Galer Oil Co. v. Pryor

78 P.2d 281 | Okla. | 1938

Galer Oil Company, a corporation, plaintiff in error, brought suit against W.W. Pryor, defendant in error, to quiet title to the mineral rights in and to five acres of land in Seminole county and to cancel a contract placed of record by defendant in error under which he claims the mineral rights thereto. The parties will be referred to herein as plaintiff and defendant.

The case has been before this court on two former appeals. Pryor v. Galer Oil Co., 157 Okla. 105, 17 P.2d 486, and Galer Oil Co. v. Pryor, 172 Okla. 302, 47 P.2d 97. Subsequently, on proper pleadings, the case was again tried in the district court, resulting in a judgment for the defendant. Motions for new trial, filed by both parties, were sustained. The case is still pending in the trial court upon its merits.

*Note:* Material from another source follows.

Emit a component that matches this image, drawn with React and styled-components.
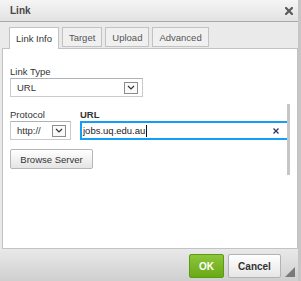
import React from 'react'
import styled, { createGlobalStyle } from 'styled-components'

const GlobalStyle = createGlobalStyle`
  html, body {
    margin: 0;
    padding: 0;
    background: #fff;
  }
  body {
    font-family: "Liberation Sans", Arial, sans-serif;
    font-size: 9.5px;
    color: #333;
  }
`;

const tabs = ['Link Info', 'Target', 'Upload', 'Advanced'];

export default function App() {
    return (
        <Frame>
            <GlobalStyle />
            <Dialog>
                <TitleBar>
                    <Title>Link</Title>
                    <CloseIcon width="8" height="8" viewBox="0 0 8 8">
                        <path d="M1 1 L7 7 M7 1 L1 7" stroke="#5a5a5a" strokeWidth="2.2" strokeLinecap="square" />
                    </CloseIcon>
                </TitleBar>
                <TabBar>
                    {tabs.map((t, i) => (
                        <Tab key={t} $active={i === 0}>{t}</Tab>
                    ))}
                </TabBar>
                <Content>
                    <Field>
                        <Label>Link Type</Label>
                        <Select $width={133}>
                            <span>URL</span>
                            <Arrow />
                        </Select>
                    </Field>
                    <Row>
                        <Field>
                            <Label>Protocol</Label>
                            <Select $width={61}>
                                <span>http://</span>
                                <Arrow />
                            </Select>
                        </Field>
                        <Field>
                            <Label $bold>URL</Label>
                            <Input>
                                <InputText>jobs.uq.edu.au<Caret /></InputText>
                                <svg width="6" height="6" viewBox="0 0 6 6">
                                    <path d="M0.5 0.5 L5.5 5.5 M5.5 0.5 L0.5 5.5" stroke="#2b3566" strokeWidth="1.3" />
                                </svg>
                            </Input>
                        </Field>
                    </Row>
                    <Button>Browse Server</Button>
                    <Thumb />
                </Content>
                <Footer>
                    <OkButton>OK</OkButton>
                    <CancelButton>Cancel</CancelButton>
                    <Grip />
                </Footer>
            </Dialog>
        </Frame>
    )
}

function Arrow() {
    return (
        <ArrowBox>
            <svg width="8" height="5" viewBox="0 0 8 5">
                <path d="M1 1 L4 4 L7 1" fill="none" stroke="#333" strokeWidth="1.2" />
            </svg>
        </ArrowBox>
    )
}

const Frame = styled.div`
    width: 301px;
    height: 281px;
    overflow: hidden;
    display: flex;
    background: #c6c6c6;
`;

const Dialog = styled.div`
    width: 298px;
    height: 281px;
    display: flex;
    flex-direction: column;
    background: #e9e9e9;
`;

const TitleBar = styled.div`
    height: 21px;
    flex: none;
    display: flex;
    align-items: center;
    justify-content: space-between;
    padding: 0 5px 0 10px;
    background: linear-gradient(#f5f5f5, #e2e2e2);
    border-bottom: 1px solid #a9a9a9;
`;

const Title = styled.div`
    font-weight: bold;
    font-size: 10px;
    color: #474747;
`;

const CloseIcon = styled.svg`
    display: block;
`;

const TabBar = styled.div`
    height: 26px;
    flex: none;
    display: flex;
    align-items: flex-end;
    gap: 3px;
    padding-left: 9px;
    background: #eaeaea;
    position: relative;
    z-index: 1;
`;

const Tab = styled.div`
    height: ${p => p.$active ? '21px' : '18px'};
    margin-bottom: ${p => p.$active ? '-1px' : '1px'};
    padding: 0 6px;
    display: flex;
    align-items: center;
    border: 1px solid #c2c2c2;
    border-bottom: ${p => p.$active ? 'none' : '1px solid #c2c2c2'};
    background: ${p => p.$active ? '#fff' : '#f0f0f0'};
    color: ${p => p.$active ? '#333' : '#555'};
`;

const Content = styled.div`
    height: 199px;
    flex: none;
    margin-left: 2px;
    position: relative;
    background: #fff;
    border: 1px solid #c3c3c3;
    padding: 17px 0 0 7px;
    box-sizing: border-box;
    height: 201px;
`;

const Field = styled.div`
    display: flex;
    flex-direction: column;
`;

const Label = styled.div`
    line-height: 11px;
    margin-bottom: 1px;
    color: #333;
    font-weight: ${p => p.$bold ? 'bold' : 'normal'};
`;

const Select = styled.div`
    width: ${p => p.$width}px;
    height: 19px;
    box-sizing: border-box;
    display: flex;
    align-items: center;
    justify-content: space-between;
    padding: 0 4px 0 6px;
    border: 1px solid #c9cccf;
    border-top-color: #aeb3b9;
    background: #fff;
    color: #333;
`;

const ArrowBox = styled.div`
    width: 14px;
    height: 12px;
    box-sizing: border-box;
    border: 1px solid #8c8c8c;
    display: flex;
    align-items: center;
    justify-content: center;
    background: #fafafa;
`;

const Row = styled.div`
    display: flex;
    gap: 9px;
    margin-top: 12px;
`;

const Input = styled.div`
    width: 209px;
    height: 19px;
    box-sizing: border-box;
    border: 1px solid #139ff7;
    box-shadow: inset 0 0 0 1px #139ff7;
    display: flex;
    align-items: center;
    justify-content: space-between;
    padding: 0 9px 0 2px;
    background: #fff;
`;

const InputText = styled.span`
    display: flex;
    align-items: center;
    color: #222;
`;

const Caret = styled.span`
    width: 1px;
    height: 12px;
    background: #111;
    margin-left: 1px;
`;

const Button = styled.div`
    margin-top: 9px;
    width: 83px;
    height: 20px;
    box-sizing: border-box;
    display: flex;
    align-items: center;
    justify-content: center;
    border: 1px solid #b6b6b6;
    border-radius: 2px;
    background: linear-gradient(#fff, #e4e4e4);
    color: #333;
`;

const Thumb = styled.div`
    position: absolute;
    left: 284px;
    top: 55px;
    width: 3px;
    height: 71px;
    background: #c6c6c6;
`;

const Footer = styled.div`
    flex: 1;
    position: relative;
    display: flex;
    justify-content: flex-end;
    align-items: flex-start;
    gap: 4px;
    padding: 5px 17px 0 0;
    background: linear-gradient(#e9e9e9, #cfcfcf);
`;

const OkButton = styled.div`
    width: 35px;
    height: 24px;
    box-sizing: border-box;
    display: flex;
    align-items: center;
    justify-content: center;
    border: 1px solid #5d9a12;
    border-radius: 2px;
    background: linear-gradient(#8cc63c, #69a915);
    color: #fff;
    font-weight: bold;
    font-size: 10px;
`;

const CancelButton = styled.div`
    width: 53px;
    height: 24px;
    box-sizing: border-box;
    display: flex;
    align-items: center;
    justify-content: center;
    border: 1px solid #b3b3b3;
    border-radius: 2px;
    background: linear-gradient(#fff, #e6e6e6);
    color: #333;
    font-weight: bold;
    font-size: 10px;
`;

const Grip = styled.div`
    position: absolute;
    right: 3px;
    top: 18px;
    width: 0;
    height: 0;
    border-style: solid;
    border-width: 0 0 10px 10px;
    border-color: transparent transparent #7a7a7a transparent;
`;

Pursuant to verified motion or application of defendant, the court appointed a receiver for the royalty interest involved in the action and claimed by the defendant. From this order, and the order overruling verified motion to vacate, the plaintiff appeals, asserting, generally, that the order appointing a receiver is not based on sufficient evidence and that the order is unlimited in that it deprives plaintiff of the proceeds of the oil and gas to which it is entitled.

The latter contention is based on a controversy over the amount which plaintiff is entitled to retain as purchase price of the five-acre royalty interest; the plaintiff claiming the amount of $13,500 and the defendant contending that he owes only $10,000.

The receivership covers no property except the royalty interest involved in the action. The amount of the purchase price is but one of the questions involved; hence, we conclude that the order appointing the receiver was not improperly made.

Reference is made to the fact that in the appeal in Galer. Oil Co. v. Pryor, supra, defendant made application to this court for appointment of a receiver which was denied. In that proceeding this court followed the general rule that an appellate court will not appoint a receiver in a case pending on appeal. Clark on Receivers, vol. 1, p. 209. It cannot be seriously contended that the refusal to appoint a receiver by this court precludes the defendant from renewing his application in the trial court upon further hearing of the case after it has been remanded. The parties discuss at length certain deductions or conclusions drawn from the decisions of this court on the former appeals hereinbefore mentioned. We find nothing therein which creates a bar to the present appointment of receiver. The case has been pending in the trial court since May, 1928. That court, doubtless, is familiar with every question involved. The trial court had before it facts, proven or admitted by the pleadings, sufficient to satisfy it that the interest of the parties may be better protected by a receiver. In a situation of this kind this court will not interfere.

The receiver was appointed pursuant to subdivision 6 of section 773. O. S. 1931, which reads:

"In all other cases where receivers have heretofore been appointed by the usages of the courts of equity."

In Ward v. Inter-Ocean Oil Gas Co., 52 Okla. 490,153 P. 115, under facts similar to the facts in the present case, we sustained the appointment of a receiver under the above subdivision of the statute.

In the body of the opinion in Tolbert v. Chisholm,163 Okla. 92, 21 P.2d 16, we said:

"The question of appointing receivers has *378 been before this court so often and has been decided so many times that the rule is well established. The only question to decide is whether or not the trial court abused discretion under the section of the statute providing for the appointment of receivers."

From an examination of the record and the decisions of this court we cannot say that there was an abuse of judicial discretion in the appointment of a receiver.

The judgment of the trial court is affirmed.

OSBORN, C. J., and GIBSON, HURST, and DAVISON, JJ., concur.